'Third board' to satisfy growing financing needs for non-listed firms
China's equity transfer system for non-listed small and medium-sized enterprises was introduced in Beijing on Jan 16. |
China's equity transfer system for non-listed small and medium-sized enterprises was introduced in Beijing on Wednesday, opening up a national over-the-counter and off-exchange market to satisfy growing financing demand, the China Securities Regulatory Commission said.
The step is a milestone for the Chinese capital market. A unified platform will take the place of the previous regional pilot programs for equity trading in small companies that have not yet reached the conditions needed for listing.
After the launch, the shares of the companies in the four pilot zones - including Shanghai and Tianjin - will be traded in Beijing.
Guo Shuqing, the chairman of the CSRC, said on Wednesday that the current proportion of companies that directly raise money from the equity market is "too small".
So far, there are about 1,400 companies listed in Shanghai and 1,050 in Shenzhen, only 0.02 percent of the total number of Chinese State-owned and private companies.
At the end of 2012, the Shanghai benchmark stock index increased 3.17 percent year-on-year, and the value of the mainland stock market surpassed Japan to become the second-largest in the world, according to Guo.
More measures are in store to promote the multi-level capital market, Guo said.
The CSRC has not yet released a detailed transaction regulation for the new national OTC market, or the so-called third board. The new platform has a lower threshold for companies to enter the market compared with other platforms.
The CSRC has also improved a series of measures in 2012 to regulate non-listed companies, including information exposure and capital requirements.
"The development route of the OTC market will be designed based on market demand," Yao Gang, vice-chairman of the CSRC, said on Wednesday.
The new market will not be isolated from the main board in Shanghai and the ChiNext, or the Chinese Nasdaq-style market, in Shenzhen, and it will help companies prepare for going public when they reach a stage of fast growth, analysts said.
It will be important to balance trading on stock exchanges and off-exchange trading to achieve stable operations and shore up emerging businesses, Yao said.
The new board will be an important part of China's financial sector, said Wang Yuqiong, an analyst with Founder Securities Co Ltd.
"It will be a foundation for the capital market, although it is now in its infancy," Wang said. "It may be a bypass for the stock markets in Shanghai and Shenzhen, especially to ease the pressure of IPO issuing."

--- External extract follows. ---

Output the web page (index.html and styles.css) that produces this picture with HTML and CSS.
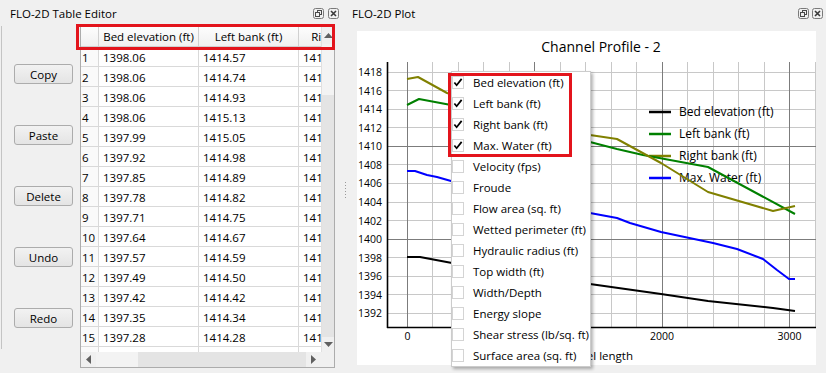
FILE: index.html
```html
<!DOCTYPE html>
<html lang="en">
<head>
  <meta charset="UTF-8">
  <title>FLO-2D Table Editor / Plot</title>
  <link rel="stylesheet" href="styles.css">
</head>
<body>

  <div class="dock dock-table">
    <div class="dock-title">
      <span>FLO-2D Table Editor</span>
      <div class="dock-btns">
        <svg width="11" height="11" viewBox="0 0 11 11"><rect x="0.5" y="0.5" width="10" height="10" rx="2" fill="none" stroke="#7a7a7a"/><rect x="4.5" y="2.5" width="4" height="4" fill="none" stroke="#4a4a4a"/><rect x="2.5" y="4.5" width="4" height="4" fill="#f0f0f0" stroke="#4a4a4a"/></svg>
        <svg width="11" height="11" viewBox="0 0 11 11"><rect x="0.5" y="0.5" width="10" height="10" rx="2" fill="none" stroke="#7a7a7a"/><path d="M3 3L8 8M8 3L3 8" stroke="#3a3a3a" stroke-width="1.6"/></svg>
      </div>
    </div>
    <div class="dock-body">
      <div class="tools">
        <button>Copy</button>
        <button>Paste</button>
        <button>Delete</button>
        <button>Undo</button>
        <button>Redo</button>
      </div>

      <div class="tablebox">
        <div class="viewport">
          <div class="row head">
            <div class="cell"></div>
            <div class="cell">Bed elevation (ft)</div>
            <div class="cell">Left bank (ft)</div>
            <div class="cell">Right bank (ft)</div>
          </div>
          <div class="row"><div class="cell num">1</div><div class="cell">1398.06</div><div class="cell">1414.57</div><div class="cell">1417.27</div></div>
          <div class="row"><div class="cell num">2</div><div class="cell">1398.06</div><div class="cell">1414.74</div><div class="cell">1417.41</div></div>
          <div class="row"><div class="cell num">3</div><div class="cell">1398.06</div><div class="cell">1414.93</div><div class="cell">1417.55</div></div>
          <div class="row"><div class="cell num">4</div><div class="cell">1398.06</div><div class="cell">1415.13</div><div class="cell">1417.68</div></div>
          <div class="row"><div class="cell num">5</div><div class="cell">1397.99</div><div class="cell">1415.05</div><div class="cell">1417.52</div></div>
          <div class="row"><div class="cell num">6</div><div class="cell">1397.92</div><div class="cell">1414.98</div><div class="cell">1417.36</div></div>
          <div class="row"><div class="cell num">7</div><div class="cell">1397.85</div><div class="cell">1414.89</div><div class="cell">1416.98</div></div>
          <div class="row"><div class="cell num">8</div><div class="cell">1397.78</div><div class="cell">1414.82</div><div class="cell">1416.71</div></div>
          <div class="row"><div class="cell num">9</div><div class="cell">1397.71</div><div class="cell">1414.75</div><div class="cell">1416.44</div></div>
          <div class="row"><div class="cell num">10</div><div class="cell">1397.64</div><div class="cell">1414.67</div><div class="cell">1416.17</div></div>
          <div class="row"><div class="cell num">11</div><div class="cell">1397.57</div><div class="cell">1414.59</div><div class="cell">1415.90</div></div>
          <div class="row"><div class="cell num">12</div><div class="cell">1397.49</div><div class="cell">1414.50</div><div class="cell">1415.62</div></div>
          <div class="row"><div class="cell num">13</div><div class="cell">1397.42</div><div class="cell">1414.42</div><div class="cell">1415.35</div></div>
          <div class="row"><div class="cell num">14</div><div class="cell">1397.35</div><div class="cell">1414.34</div><div class="cell">1415.08</div></div>
          <div class="row"><div class="cell num">15</div><div class="cell">1397.28</div><div class="cell">1414.28</div><div class="cell">1414.81</div></div>
          <div class="row"><div class="cell num"></div><div class="cell"></div><div class="cell"></div><div class="cell"></div></div>
        </div>

        <div class="vscroll">
          <div class="sb-btn"><svg width="9" height="5" viewBox="0 0 9 5"><path d="M0 5L4.5 0L9 5Z" fill="#606060"/></svg></div>
          <div class="sb-thumb"></div>
          <div class="sb-track"></div>
          <div class="sb-btn"><svg width="9" height="5" viewBox="0 0 9 5"><path d="M0 0L4.5 5L9 0Z" fill="#606060"/></svg></div>
        </div>
        <div class="hscroll">
          <div class="sb-btn"><svg width="5" height="9" viewBox="0 0 5 9"><path d="M5 0L0 4.5L5 9Z" fill="#606060"/></svg></div>
          <div class="sb-thumb"></div>
          <div class="sb-track"></div>
          <div class="sb-btn"><svg width="5" height="9" viewBox="0 0 5 9"><path d="M0 0L5 4.5L0 9Z" fill="#606060"/></svg></div>
        </div>
        <div class="corner"></div>

        <div class="mark mark-head"></div>
      </div>
    </div>
  </div>

  <div class="splitter"><div class="grip"></div></div>

  <div class="dock dock-plot">
    <div class="dock-title">
      <span>FLO-2D Plot</span>
      <div class="dock-btns">
        <svg width="11" height="11" viewBox="0 0 11 11"><rect x="0.5" y="0.5" width="10" height="10" rx="2" fill="none" stroke="#7a7a7a"/><rect x="4.5" y="2.5" width="4" height="4" fill="none" stroke="#4a4a4a"/><rect x="2.5" y="4.5" width="4" height="4" fill="#f0f0f0" stroke="#4a4a4a"/></svg>
        <svg width="11" height="11" viewBox="0 0 11 11"><rect x="0.5" y="0.5" width="10" height="10" rx="2" fill="none" stroke="#7a7a7a"/><path d="M3 3L8 8M8 3L3 8" stroke="#3a3a3a" stroke-width="1.6"/></svg>
      </div>
    </div>

    <div class="plot">
      <svg class="chart" width="459" height="334" viewBox="0 0 459 334">
        <defs>
          <clipPath id="below-menu"><rect x="234" y="310" width="225" height="24"/></clipPath>
        </defs>
        <text class="title" x="244" y="16" dy=".35em">Channel Profile - 2</text>

        <!-- minor grid -->
        <g stroke="#c8c8c8" stroke-width="1">
          <path d="M75.5 31V296M101.5 31V296M126.5 31V296M152.5 31V296M203.5 31V296M228.5 31V296M254.5 31V296M279.5 31V296M330.5 31V296M356.5 31V296M381.5 31V296M407.5 31V296M458.5 31V296"/>
          <path d="M30 282.5H459M30 263.5H459M30 245.5H459M30 226.5H459M30 189.5H459M30 171.5H459M30 152.5H459M30 133.5H459M30 96.5H459M30 78.5H459M30 59.5H459M30 41.5H459"/>
        </g>
        <!-- major grid -->
        <g stroke="#7c7c7c" stroke-width="1">
          <path d="M50.5 31V296M177.5 31V296M305.5 31V296M432.5 31V296"/>
          <path d="M30 208.5H459M30 115.5H459"/>
        </g>
        <!-- axes -->
        <path d="M30.5 31V297M30 296.5H459" stroke="#000" stroke-width="1.6" fill="none"/>

        <g class="ylab">
          <text x="25" y="41" dy=".35em">1418</text>
          <text x="25" y="60" dy=".35em">1416</text>
          <text x="25" y="78" dy=".35em">1414</text>
          <text x="25" y="97" dy=".35em">1412</text>
          <text x="25" y="115" dy=".35em">1410</text>
          <text x="25" y="134" dy=".35em">1408</text>
          <text x="25" y="152" dy=".35em">1406</text>
          <text x="25" y="171" dy=".35em">1404</text>
          <text x="25" y="190" dy=".35em">1402</text>
          <text x="25" y="208" dy=".35em">1400</text>
          <text x="25" y="227" dy=".35em">1398</text>
          <text x="25" y="245" dy=".35em">1396</text>
          <text x="25" y="264" dy=".35em">1394</text>
          <text x="25" y="282" dy=".35em">1392</text>
        </g>
        <g class="xlab">
          <text x="50.5" y="305" dy=".35em">0</text>
          <text x="305" y="305" dy=".35em">2000</text>
          <text x="432.5" y="305" dy=".35em">3000</text>
        </g>
        <text class="xtitle" x="276" y="325" dy=".35em" clip-path="url(#below-menu)">Channel length</text>

        <!-- legend -->
        <g stroke-width="2.5">
          <path d="M292 81H314" stroke="#000"/>
          <path d="M292 103H314" stroke="#008000"/>
          <path d="M292 125H314" stroke="#808000"/>
          <path d="M292 147H314" stroke="#0000ff"/>
        </g>
        <g class="legend">
          <text x="322" y="81" dy=".35em">Bed elevation (ft)</text>
          <text x="322" y="103" dy=".35em">Left bank (ft)</text>
          <text x="322" y="125" dy=".35em">Right bank (ft)</text>
          <text x="322" y="147" dy=".35em">Max. Water (ft)</text>
        </g>

        <!-- series -->
        <g fill="none" stroke-width="2" stroke-linejoin="round">
          <polyline stroke="#000" points="50,226 63,226 95,232 160,243 233,253 304,263 351,270 416,277 438,280"/>
          <polyline stroke="#008000" points="50,74 62,68 94,74 160,92 233,111 260,118 286,124 351,136 438,183"/>
          <polyline stroke="#808000" points="50,48 61,46 90,62 160,84 233,104 260,108 304,132 351,161 416,180 438,175"/>
          <polyline stroke="#0000ff" points="50,140 58,140 70,144 80,146 94,150 160,166 233,182 260,187 273,192 304,201 356,212 380,218 406,228 420,239 432,248 438,248"/>
        </g>
      </svg>

      <div class="menu">
        <div class="item"><span class="box"><svg width="11" height="11" viewBox="0 0 11 11"><path d="M1.5 5.5L4 8.5L9.5 1.5" fill="none" stroke="#000" stroke-width="1.9"/></svg></span>Bed elevation (ft)</div>
        <div class="item"><span class="box"><svg width="11" height="11" viewBox="0 0 11 11"><path d="M1.5 5.5L4 8.5L9.5 1.5" fill="none" stroke="#000" stroke-width="1.9"/></svg></span>Left bank (ft)</div>
        <div class="item"><span class="box"><svg width="11" height="11" viewBox="0 0 11 11"><path d="M1.5 5.5L4 8.5L9.5 1.5" fill="none" stroke="#000" stroke-width="1.9"/></svg></span>Right bank (ft)</div>
        <div class="item"><span class="box"><svg width="11" height="11" viewBox="0 0 11 11"><path d="M1.5 5.5L4 8.5L9.5 1.5" fill="none" stroke="#000" stroke-width="1.9"/></svg></span>Max. Water (ft)</div>
        <div class="item"><span class="box"></span>Velocity (fps)</div>
        <div class="item"><span class="box"></span>Froude</div>
        <div class="item"><span class="box"></span>Flow area (sq. ft)</div>
        <div class="item"><span class="box"></span>Wetted perimeter (ft)</div>
        <div class="item"><span class="box"></span>Hydraulic radius (ft)</div>
        <div class="item"><span class="box"></span>Top width (ft)</div>
        <div class="item"><span class="box"></span>Width/Depth</div>
        <div class="item"><span class="box"></span>Energy slope</div>
        <div class="item"><span class="box"></span>Shear stress (lb/sq. ft)</div>
        <div class="item"><span class="box"></span>Surface area (sq. ft)</div>
        <div class="mark mark-menu"></div>
      </div>
    </div>
  </div>

</body>
</html>
```

FILE: styles.css
```css
* {
  box-sizing: border-box;
}
body {
  margin: 0;
  width: 826px;
  height: 373px;
  overflow: hidden;
  display: flex;
  background-color: #f0f0f0;
  color: #000;
  font-family: "Open Sans", "Noto Sans", sans-serif;
  font-size: 11.5px;
}
.dock {
  display: flex;
  flex-direction: column;
}
.dock-table {
  width: 340px;
}
.dock-plot {
  flex: 1;
}
.dock-title {
  height: 26px;
  display: flex;
  align-items: center;
  justify-content: space-between;
  padding: 0 1px 0 10px;
}
.dock-plot .dock-title {
  padding: 0 3px 0 2px;
}
.dock-btns {
  display: flex;
  gap: 4px;
}
.dock-plot .dock-btns {
  gap: 3px;
}
.dock-btns svg {
  display: block;
}
.dock-body {
  display: flex;
  flex: 1;
}

/* buttons */
.tools {
  width: 79px;
  height: 323px;
  margin-left: 1px;
  border-left: 1px solid #c4c4c4;
  display: flex;
  flex-direction: column;
  align-items: flex-start;
  gap: 41px;
  padding: 38px 0 0 12px;
}
button {
  width: 59px;
  height: 20px;
  padding: 0;
  font-family: inherit;
  font-size: 11.5px;
  color: #000;
  background: linear-gradient(#f2f2f2, #e4e4e4);
  border: 1px solid #acacac;
  border-radius: 3px;
}

/* table widget */
.tablebox {
  position: relative;
  width: 255px;
  height: 342px;
  border: 1px solid #acacac;
  display: grid;
  grid-template-columns: 240px 13px;
  grid-template-rows: 325px 15px;
  background-color: #fff;
}
.viewport {
  overflow: hidden;
}
.row {
  display: grid;
  grid-template-columns: 18px 100px 100px 100px;
  height: 20px;
}
.cell {
  border-right: 1px solid #d9d9d9;
  border-bottom: 1px solid #d9d9d9;
  padding: 1px 0 0 4px;
  line-height: 19px;
  white-space: nowrap;
  overflow: hidden;
}
.cell.num {
  padding-left: 1px;
  background-color: #fafafa;
}
.head .cell {
  text-align: center;
  padding: 0;
  line-height: 20px;
  background: linear-gradient(#fdfdfd, #f0f0f0);
  border-right-color: #d0d0d0;
  border-bottom-color: #d0d0d0;
}

.vscroll,
.hscroll {
  display: flex;
  background-color: #f0f0f0;
}
.vscroll {
  flex-direction: column;
  border-left: 1px solid #e0e0e0;
}
.sb-btn {
  display: flex;
  align-items: center;
  justify-content: center;
  flex: 0 0 17px;
}
.hscroll .sb-btn {
  flex-basis: 15px;
}
.sb-thumb {
  flex: 0 0 51px;
  background-color: #f3f3f3;
}
.hscroll .sb-thumb {
  flex-basis: 42px;
}
.sb-track {
  flex: 1;
  background-color: #e4e4e4;
}
.vscroll .sb-btn:last-child {
  flex-basis: 15px;
}
.corner {
  background-color: #f0f0f0;
}

/* red highlight frames */
.mark {
  position: absolute;
  border: 3px solid #e3141c;
}
.mark-head {
  left: -5px;
  top: -3px;
  width: 259px;
  height: 26px;
}
.mark-menu {
  left: -4px;
  top: 1px;
  width: 124px;
  height: 84px;
}

/* splitter */
.splitter {
  width: 10px;
  display: flex;
  justify-content: center;
  padding-top: 182px;
}
.grip {
  width: 1px;
  height: 17px;
  background: repeating-linear-gradient(#9a9a9a 0 1px, transparent 1px 3px);
}

/* plot */
.plot {
  position: relative;
  width: 459px;
  height: 334px;
  margin: 5px 10px 0 7px;
  background-color: #fff;
}
.chart {
  display: block;
  font-family: "Open Sans", "Noto Sans", sans-serif;
}
.chart .title {
  font-size: 14px;
  text-anchor: middle;
}
.ylab text {
  font-size: 10.5px;
  text-anchor: end;
}
.xlab text {
  font-size: 10.5px;
  text-anchor: middle;
}
.xtitle {
  font-size: 11.5px;
  text-anchor: end;
}
.legend text {
  font-size: 12px;
}

/* context menu */
.menu {
  position: absolute;
  left: 94px;
  top: 40px;
  width: 140px;
  background-color: #fff;
  border: 1px solid #cccccc;
  box-shadow: 2px 2px 3px rgba(0, 0, 0, 0.3);
}
.item {
  height: 21px;
  display: flex;
  align-items: center;
  white-space: nowrap;
}
.box {
  width: 12px;
  height: 13px;
  margin-right: 9px;
  border: 1px solid #d4d4d4;
  display: flex;
  align-items: center;
  justify-content: center;
}
.box svg {
  display: block;
}
```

According to the CSRC, there were 878 companies on the waiting list for IPOs by Jan 10.
Mainland stocks fell on Wednesday. The Shanghai Composite Index retreated 0.7 percent to close at 2309.50 from its eight-month high of 2311.74, which was reached on Tuesday.
The CSI 300 Index, which entered a bull market earlier this month with a 20 percent gain from its December low, lost 0.7 percent to 2577.09.
China's first OTC market pilot program started in 2006 in Beijing's Zhongguancun, a high-tech industrial park, with about 100 non-public companies.
In August last year, the State Council, or China's cabinet, approved a plan to expand the pilot zones for the new OTC equity market.
Pilot areas were set up in the Zhangjiang High-tech Industrial Development Zone in Shanghai, the East Lake High-Tech Development Zone in Wuhan, and Tianjin's Binhai High-Tech Industrial Development Area.
By the end of December, 200 companies from the four pilot zones had listed equities on the regional OTC market, according to the CSRC.
Last year, the CSRC also encouraged direct financing for small companies through the use of high-return privately raised corporate bonds.